Protect the server as well as the tools
Transport and runtime security still matter. Use TLS, rotate secrets, isolate environments, keep staging and production separate, and avoid exposing internal-only servers to the public internet unless that is explicitly required. If you must expose a remote MCP server, treat it like any other externally reachable service with network, auth, and monitoring controls.
Plan for enterprise requirements early
The 2026 MCP roadmap explicitly flags enterprise readiness as a priority area. That is a signal that large-scale deployments need more than basic connectivity. Teams should plan for auditability, identity integration, policy management, and operational visibility before internal MCP use spreads across multiple departments.
Common mistakes
- Exposing broad internal APIs instead of narrow task-specific tools
- Using one shared credential for all users and clients
- Skipping approval for writes because the tool is ‘internal only’

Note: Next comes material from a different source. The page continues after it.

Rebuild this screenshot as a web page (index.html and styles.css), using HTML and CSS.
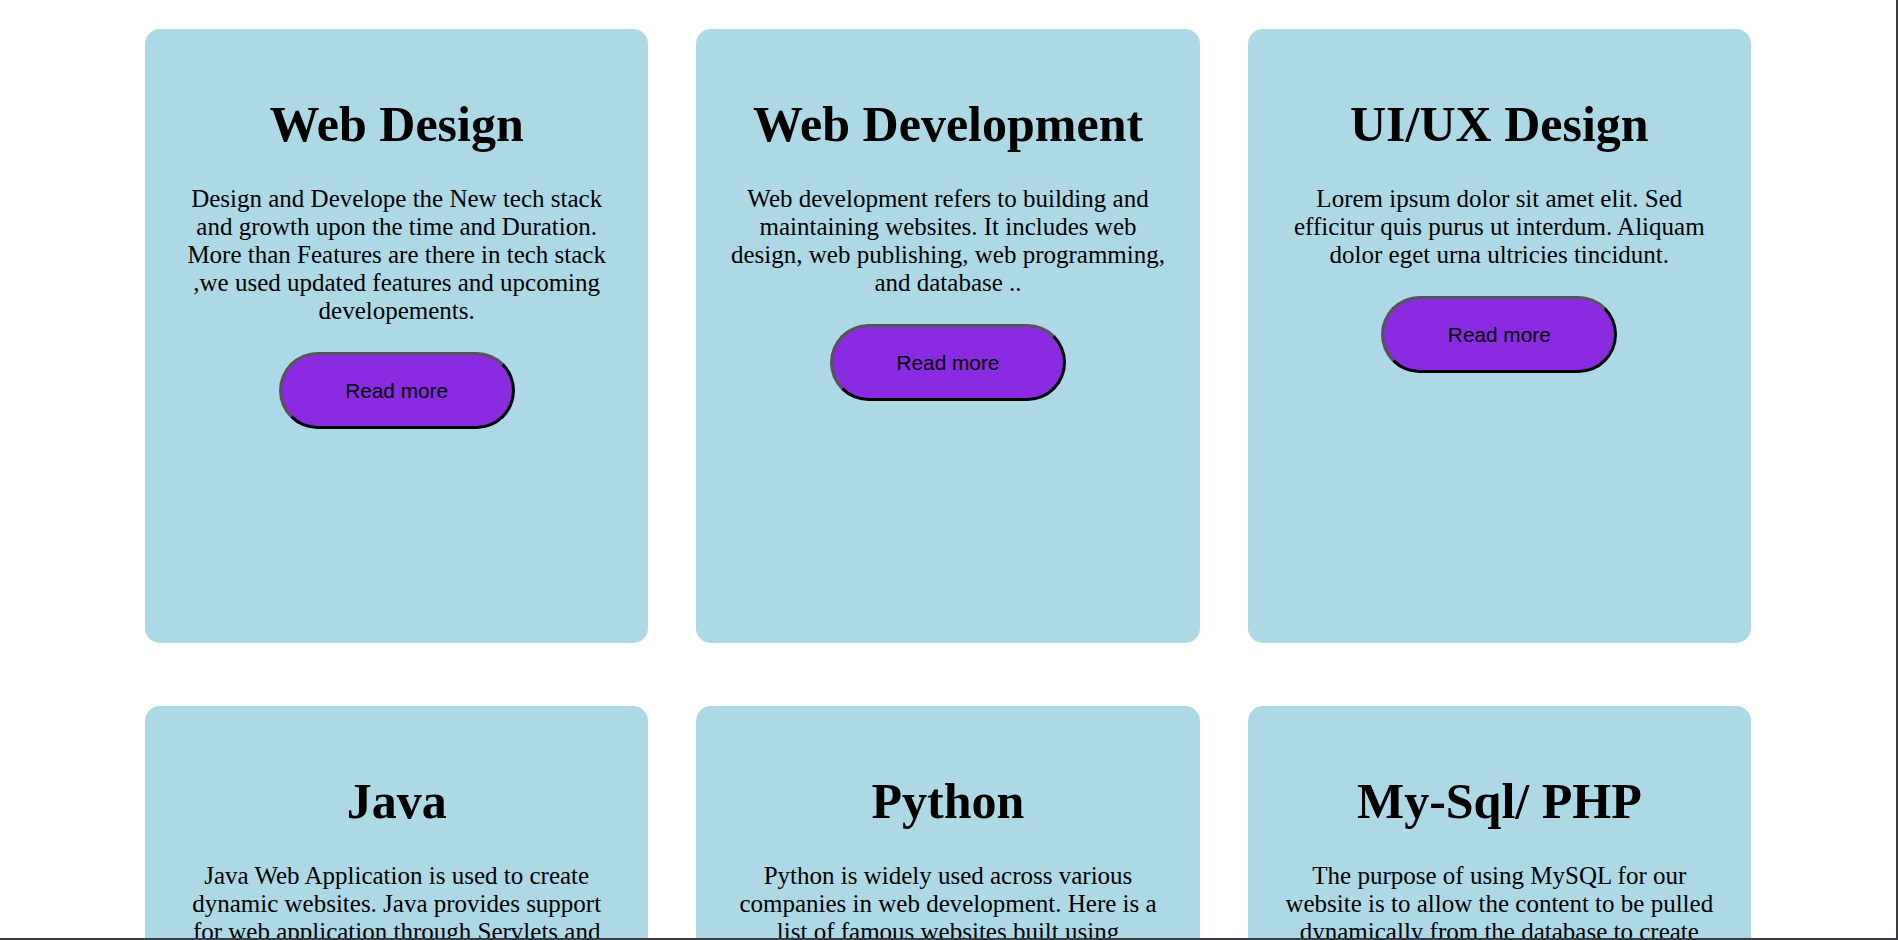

- Relying on prompts instead of server-side validation
- Keeping poor logs and then discovering no one can reconstruct what happened
When a template helps
A template can help with safe workflow structure, such as adding approvals, notifications, and logging after a tool call. It cannot define your authorization model or your internal risk boundaries. Those decisions still need to come from your identity, security, and operations requirements.
FAQ
Is MCP secure enough for internal tools?
Yes, but only if you apply normal service security discipline: scoped auth, validation, logging, approval where needed, and environment isolation.
Do internal tools really need approval?
Not all of them. Read-only access often does not. High-impact write actions usually do.
What is the most important control?
Narrow authorization and narrow tool design. If a tool cannot do too much, the blast radius stays smaller.
Conclusion
MCP security is not mainly about the protocol name. It is about how carefully you expose internal capability to an AI client. The safest pattern is narrow tools, real authorization, explicit validation, and clear audit trails. That is what turns internal MCP from an experiment into an operationally credible interface.